Kindly note that the expatriates would have to lodge the tax exemption or time apportionment claim on a year-by-year basis during the annual tax filing, and keep sufficient documentation to substantiate the claim to the IRD; otherwise, the employment income may be fully subject to salaries tax in Hong Kong.


Tax treatment for housing benefits

Expatriates would usually be provided with housing benefits during the term of employment in Hong Kong.  Tax efficiency could be enhanced if the housing benefits are well structured.

For housing benefits offered by employers in form of provision of a rent-free/rent-subsidized accommodation rather than a cash allowance, the taxable amount of the housing benefits would potentially be reduced since the former would be taxed based on a deemed rental value (usually at 10%, of the taxpayer’s assessable income) or at the actual housing benefits received, whichever is lower.  On the other hand, if housing would be provided in the form of cash allowance, the amount would be fully considered as a taxable income in Hong Kong.

Kindly note that the IRD may review details of the housing benefits arrangement during the tax filing review.  The documents/information to be requested usually include, but not limited to, the employment contract together with the Hong Kong assignment contract (if any), the tenancy agreement, rent payment receipts, details of the housing benefit scheme, and the control taken by the employer over the rental reimbursement (if applicable).  It is, therefore, important to have the employment/assignment contract properly drafted to include the terms for housing benefits in order to successfully enhance tax efficiency.


Tax treatment for stock option

Salaries tax is payable on benefits associated with stock-based awards arising from your office or employment in the form of share awards and share options.  If expatriates are granted the right to acquire shares within a period of time in the future (i.e. a share option), he/she will be assessed on a notional gain at the time he/she exercises, assigns or releases that option, but not when the option is granted. Shares awarded not in the form of options may also give rise to a benefit assessable as a perquisite (e.g. vesting period). If so, it would be assessed in the year the benefits of the shares become fully entitled.  Kindly note any gain or loss realized from the subsequent sale of the shares would usually be non-taxable or non-deductible.

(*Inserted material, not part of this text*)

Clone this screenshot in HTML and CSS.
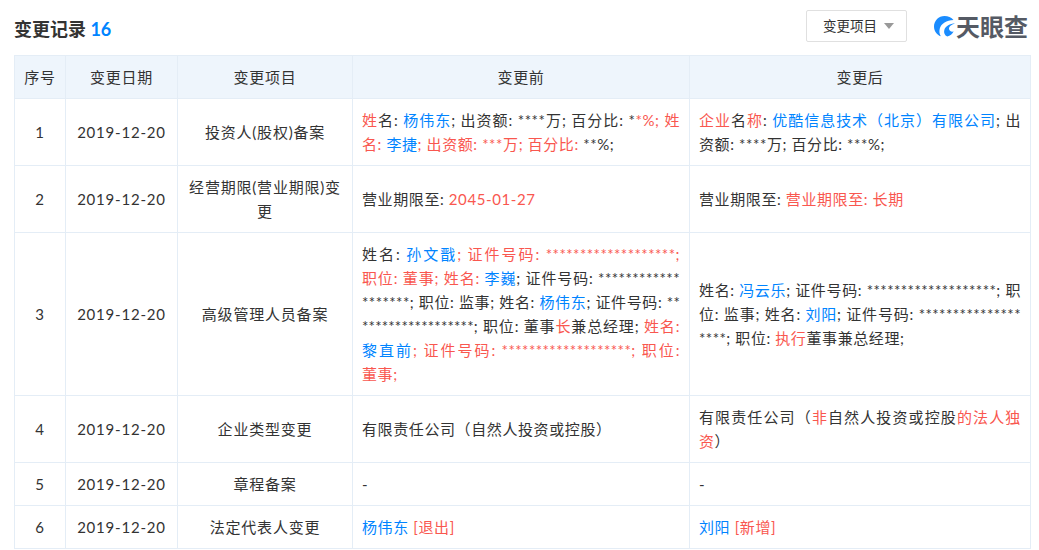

Tax treatment for travelling allowances

If expatriates receive a first appointment passage or take a home journey immediately after the termination of employment in Hong Kong, the relocation allowance should not be considered as a taxable income.  However, any amount paid by employer in connection with a holiday journey would be taxable.  The taxable amount includes expenses for air, land or sea transportation, accommodation, meals, sightseeing tours, travel insurance, and visa fees, etc. paid or reimbursed by employer.  Nevertheless, journeys for business purpose would not trigger a taxable event.


Tax treatment for directorship

If expatriates hold the capacity of a director rather than an employee in Hong Kong, the tax treatment of directorship would be different from employment discussed above.  In general, if the expatriate is a director of a company resident in Hong Kong, the full director fee derived would be chargeable to salaries tax in Hong Kong, regardless of the number of days during the year of assessment that the expatriate stays in Hong Kong, and no exemptions or relief would be available.

For cases with dual capacity in Hong Kong, that is, when the expatriate acts as both the director and employee of a Hong Kong resident company, a proper classification of director fee and employment income should be established and well documented due to the different tax treatments of the two types of income.


Double tax relief

Double taxation may arise when the employment remuneration earned by an expatriate is taxed both in Hong Kong and in the foreign tax jurisdiction(s), for example, in his/her home country due to taxation of worldwide income in home country.  Nevertheless, expatriates may be entitled to claim unilateral tax credit relief, or given that the expatriate is a Hong Kong resident person, he/she may claim double taxation relief by way of tax credit in respect of the income derived from services rendered by him/her in a territory which has made a comprehensive double taxation agreement or arrangement with Hong Kong.

In view of the above, tax efficiency could be enhanced if the Hong Kong assignment is well planned and structured in advance.